_Records for processing_:
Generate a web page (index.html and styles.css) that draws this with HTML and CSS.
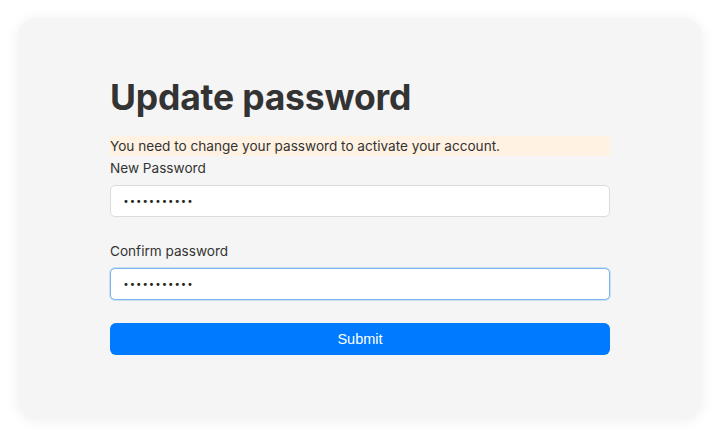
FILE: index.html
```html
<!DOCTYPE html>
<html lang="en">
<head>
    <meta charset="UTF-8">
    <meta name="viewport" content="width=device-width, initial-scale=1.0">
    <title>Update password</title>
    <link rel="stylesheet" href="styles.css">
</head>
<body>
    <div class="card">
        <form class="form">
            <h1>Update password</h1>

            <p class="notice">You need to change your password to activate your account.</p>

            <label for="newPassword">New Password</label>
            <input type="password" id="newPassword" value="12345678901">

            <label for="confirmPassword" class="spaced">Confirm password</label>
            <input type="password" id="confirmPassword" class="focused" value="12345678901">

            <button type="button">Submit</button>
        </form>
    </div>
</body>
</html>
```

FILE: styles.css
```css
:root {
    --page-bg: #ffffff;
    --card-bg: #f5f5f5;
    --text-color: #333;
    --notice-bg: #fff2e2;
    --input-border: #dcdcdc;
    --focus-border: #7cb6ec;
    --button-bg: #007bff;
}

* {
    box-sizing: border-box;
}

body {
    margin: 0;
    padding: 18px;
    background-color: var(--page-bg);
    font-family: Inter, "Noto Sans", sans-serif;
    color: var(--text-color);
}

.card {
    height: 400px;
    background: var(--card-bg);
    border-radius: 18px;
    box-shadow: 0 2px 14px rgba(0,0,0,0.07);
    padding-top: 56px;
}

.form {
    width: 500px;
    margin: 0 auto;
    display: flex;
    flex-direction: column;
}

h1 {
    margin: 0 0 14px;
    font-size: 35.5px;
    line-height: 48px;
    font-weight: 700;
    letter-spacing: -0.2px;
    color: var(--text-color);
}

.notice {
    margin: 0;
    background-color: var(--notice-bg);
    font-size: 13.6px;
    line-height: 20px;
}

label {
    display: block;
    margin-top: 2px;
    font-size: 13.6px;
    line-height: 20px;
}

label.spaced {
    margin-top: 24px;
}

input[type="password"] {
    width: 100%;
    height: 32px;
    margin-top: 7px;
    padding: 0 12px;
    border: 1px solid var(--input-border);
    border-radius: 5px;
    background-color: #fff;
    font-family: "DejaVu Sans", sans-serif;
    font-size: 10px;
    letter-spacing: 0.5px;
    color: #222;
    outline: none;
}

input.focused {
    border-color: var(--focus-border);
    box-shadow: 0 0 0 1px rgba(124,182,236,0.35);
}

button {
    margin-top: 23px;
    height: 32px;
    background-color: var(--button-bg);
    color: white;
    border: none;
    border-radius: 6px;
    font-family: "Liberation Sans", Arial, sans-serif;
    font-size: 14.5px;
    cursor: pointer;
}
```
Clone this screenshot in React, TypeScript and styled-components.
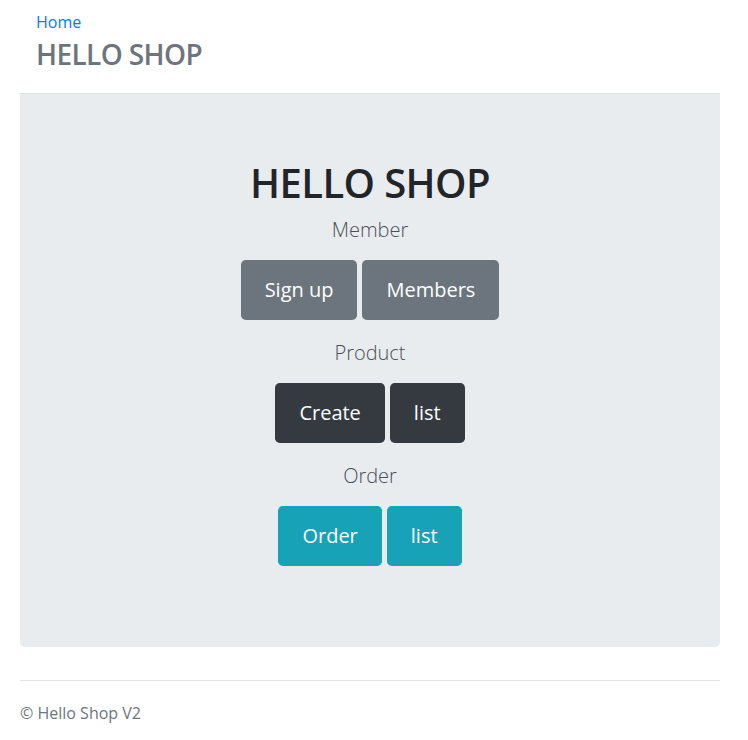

_Instructions for the task_: Transcribe the records above exactly, omitting every picture they contain.

_Exercise output_:
Generate a web page (index.html and styles.css) that draws this with HTML and CSS.
FILE: index.html
```html
<!DOCTYPE html>
<html lang="en">
<head>
    <meta charset="UTF-8">
    <meta name="viewport" content="width=device-width, initial-scale=1.0">
    <title>Update password</title>
    <link rel="stylesheet" href="styles.css">
</head>
<body>
    <div class="card">
        <form class="form">
            <h1>Update password</h1>

            <p class="notice">You need to change your password to activate your account.</p>

            <label for="newPassword">New Password</label>
            <input type="password" id="newPassword" value="12345678901">

            <label for="confirmPassword" class="spaced">Confirm password</label>
            <input type="password" id="confirmPassword" class="focused" value="12345678901">

            <button type="button">Submit</button>
        </form>
    </div>
</body>
</html>
```

FILE: styles.css
```css
:root {
    --page-bg: #ffffff;
    --card-bg: #f5f5f5;
    --text-color: #333;
    --notice-bg: #fff2e2;
    --input-border: #dcdcdc;
    --focus-border: #7cb6ec;
    --button-bg: #007bff;
}

* {
    box-sizing: border-box;
}

body {
    margin: 0;
    padding: 18px;
    background-color: var(--page-bg);
    font-family: Inter, "Noto Sans", sans-serif;
    color: var(--text-color);
}

.card {
    height: 400px;
    background: var(--card-bg);
    border-radius: 18px;
    box-shadow: 0 2px 14px rgba(0,0,0,0.07);
    padding-top: 56px;
}

.form {
    width: 500px;
    margin: 0 auto;
    display: flex;
    flex-direction: column;
}

h1 {
    margin: 0 0 14px;
    font-size: 35.5px;
    line-height: 48px;
    font-weight: 700;
    letter-spacing: -0.2px;
    color: var(--text-color);
}

.notice {
    margin: 0;
    background-color: var(--notice-bg);
    font-size: 13.6px;
    line-height: 20px;
}

label {
    display: block;
    margin-top: 2px;
    font-size: 13.6px;
    line-height: 20px;
}

label.spaced {
    margin-top: 24px;
}

input[type="password"] {
    width: 100%;
    height: 32px;
    margin-top: 7px;
    padding: 0 12px;
    border: 1px solid var(--input-border);
    border-radius: 5px;
    background-color: #fff;
    font-family: "DejaVu Sans", sans-serif;
    font-size: 10px;
    letter-spacing: 0.5px;
    color: #222;
    outline: none;
}

input.focused {
    border-color: var(--focus-border);
    box-shadow: 0 0 0 1px rgba(124,182,236,0.35);
}

button {
    margin-top: 23px;
    height: 32px;
    background-color: var(--button-bg);
    color: white;
    border: none;
    border-radius: 6px;
    font-family: "Liberation Sans", Arial, sans-serif;
    font-size: 14.5px;
    cursor: pointer;
}
```
Clone this screenshot in React, TypeScript and styled-components.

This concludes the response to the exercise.